しかし症状が進行するにつれ、次第に動作時に毎回痛みがあったり、重症になると歩行時に痛みを伴うこともあります。

診断・検査方法

レントゲン検査
レントゲンでは、足首の後ろに三角骨があることを確認することができます。
 
US(超音波検査)
超音波で、実際に挟み込まれている部位を確認し、三角骨周囲の腫れや周りの滑走が悪い場所炎症状態などを確認します。
MRI検査
三角骨周囲の水腫や、腫れを確認します。
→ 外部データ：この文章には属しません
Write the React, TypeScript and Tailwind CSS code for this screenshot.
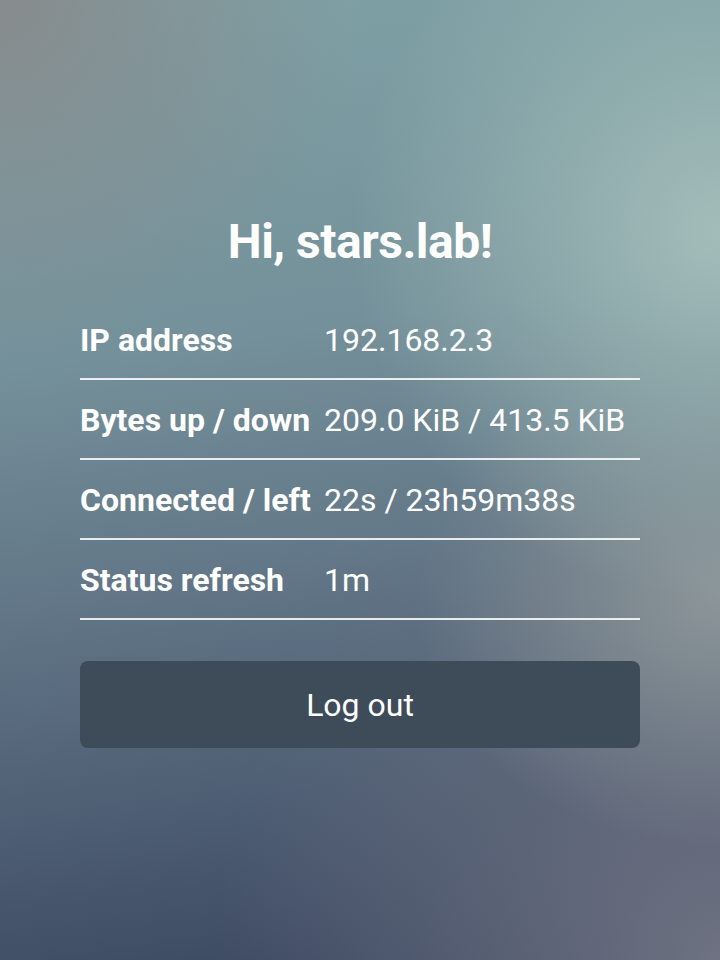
const rows = [
  { label: "IP address", value: "192.168.2.3" },
  { label: "Bytes up / down", value: "209.0 KiB / 413.5 KiB" },
  { label: "Connected / left", value: "22s / 23h59m38s" },
  { label: "Status refresh", value: "1m" },
];

export default function App() {
  return (
    <div className="relative h-[960px] w-full overflow-hidden bg-[radial-gradient(circle_at_100%_24%,#a2bdb9_0%,transparent_36%),radial-gradient(circle_at_0%_0%,#878b8d_0%,transparent_30%),radial-gradient(ellipse_at_100%_62%,#8c9699_0%,transparent_30%),radial-gradient(circle_at_100%_100%,#6e7282_0%,transparent_42%),linear-gradient(172deg,#7fa2a6_0%,#74909a_35%,#5e7183_62%,#38445e_100%)] font-['Roboto',sans-serif] text-white">
      <div className="mx-auto flex w-[560px] flex-col pt-[212px]">
        <h1 className="h-[60px] text-center text-[48px] font-bold leading-[60px] tracking-[-0.5px]">
          Hi, stars.lab!
        </h1>

        <div className="mt-[28px] flex flex-col">
          {rows.map((r) => (
            <div
              key={r.label}
              className="grid h-[80px] grid-cols-[244px_1fr] items-center border-b-2 border-white/85"
            >
              <span className="pt-[2px] text-[32px] font-bold">{r.label}</span>
              <span className="pt-[2px] text-[32px]">{r.value}</span>
            </div>
          ))}
        </div>

        <button className="mt-[41px] h-[87px] w-full rounded-lg bg-[#3e4b59] text-[32px] text-white">
          Log out
        </button>
      </div>
    </div>
  );
}
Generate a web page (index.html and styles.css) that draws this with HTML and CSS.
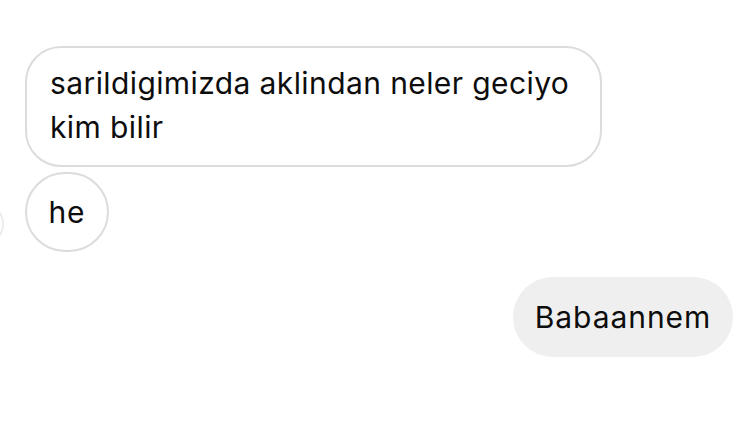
FILE: index.html
```html
<!DOCTYPE html>
<html>
<head>
<meta charset="utf-8">
<link rel="stylesheet" href="styles.css">
</head>
<body>
<div class="chat">
  <div class="row in">
    <div class="bubble received wide">sarildigimizda aklindan neler geciyo kim bilir</div>
  </div>
  <div class="row in">
    <span class="avatar-edge"></span>
    <div class="bubble received round">he</div>
  </div>
  <div class="row out">
    <div class="bubble sent">Babaannem</div>
  </div>
</div>
</body>
</html>
```
FILE: styles.css
```css
html, body {
  margin: 0;
  padding: 0;
  background: #ffffff;
}
body {
  font-family: "Inter", "Liberation Sans", sans-serif;
  color: #0d0d0d;
  width: 749px;
  height: 421px;
  overflow: hidden;
}
.chat {
  display: flex;
  flex-direction: column;
  padding-top: 46px;
}
.row {
  display: flex;
  position: relative;
}
.row.in {
  padding-left: 25px;
}
.row.out {
  justify-content: flex-end;
  padding-right: 16px;
  margin-top: 25px;
}
.row.in + .row.in {
  margin-top: 5px;
}
.bubble {
  box-sizing: border-box;
  font-size: 30px;
  line-height: 44px;
  letter-spacing: 0.95px;
}
.received {
  border: 2px solid #dcdcdc;
  background: #ffffff;
}
.wide {
  width: 577px;
  padding: 13px 8px 16px 23px;
  border-radius: 36px;
  letter-spacing: 0.4px;
}
.round {
  height: 80px;
  width: 84px;
  border-radius: 40px;
  display: flex;
  align-items: center;
  justify-content: center;
}
.sent {
  background: #efefef;
  height: 80px;
  width: 220px;
  border-radius: 40px;
  display: flex;
  align-items: center;
  justify-content: center;
}
.avatar-edge {
  position: absolute;
  left: -40px;
  top: 30px;
  width: 40px;
  height: 40px;
  border: 2px solid #ececec;
  border-radius: 50%;
}
```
また三角骨以外に症状の原因となる、アキレス腱や長母趾屈筋腱の炎症、足関節のなどに原因がないか?などを含めて検査を行う場合があります。
CT
手術が検討される場合、実際にどれくらの大きさの三角骨があるのか?などより詳しく、三角骨の状態を調べます。

 

治療

保存療法

三角骨障害は、多くの場合はリハビリや薬物療法などの保存療法で症状が軽減できます。
痛みの強い時期は、足首に負担がかかる運動をしてしまうと症状が長引いてしまう恐れもある為、安静もしくはテーピングなどで制限することが重要です。
リハビリテーション
 リハビリテーションでは、足関節の可動域拡大や周囲筋強化を目的にリハビリを行います。
負担がかかりやすいような身体の使い方などを理学療法士が評価し、それに対する治療を行なっていきます。

【足関節背屈ストレッチ】30秒×5回


その他、症状の時期に合わせて筋力トレーニングを追加してリハビリを行なっていきます。

また、繰り返して症状が出ている場合、足部だけの問題でなく股関節や体幹などの柔軟性や筋力に問題があることが多いです。
そのため、全身的な柔軟性改善や筋力強化も同時に行なっていきます。
薬物療法
炎症がある場合は、非ステロイド性消炎鎮痛剤(NSAIDs=ロキソニンなど)や湿布をすることで炎症を抑え症状が改善します。
ただし、飲み薬は長期間使用すると胃があれるなどの副作用が出る場合があるので、注意が必要です。 
手術療法
リハビリや注射などの保存療法で症状の改善が見込めない場合や、症状が改善しても繰り返し痛みが再発する場合は三角骨を手術で摘出をすることもあります。

手術は、鏡視下で行われることがほとんどです。
アキレス腱の両側に5mm程度の傷をつけるだけですが、三角骨の大きさによっては、小さな小切開を加える場合もあります。
単純な骨片摘出術だけであれば、術後の制限は設けられないことが多く、痛みに応じて運動強度を上げていきます。
炎症所見に留意しながら、積極的にリハビリを進めていき、術後1〜2ヶ月程度で復帰を目指します。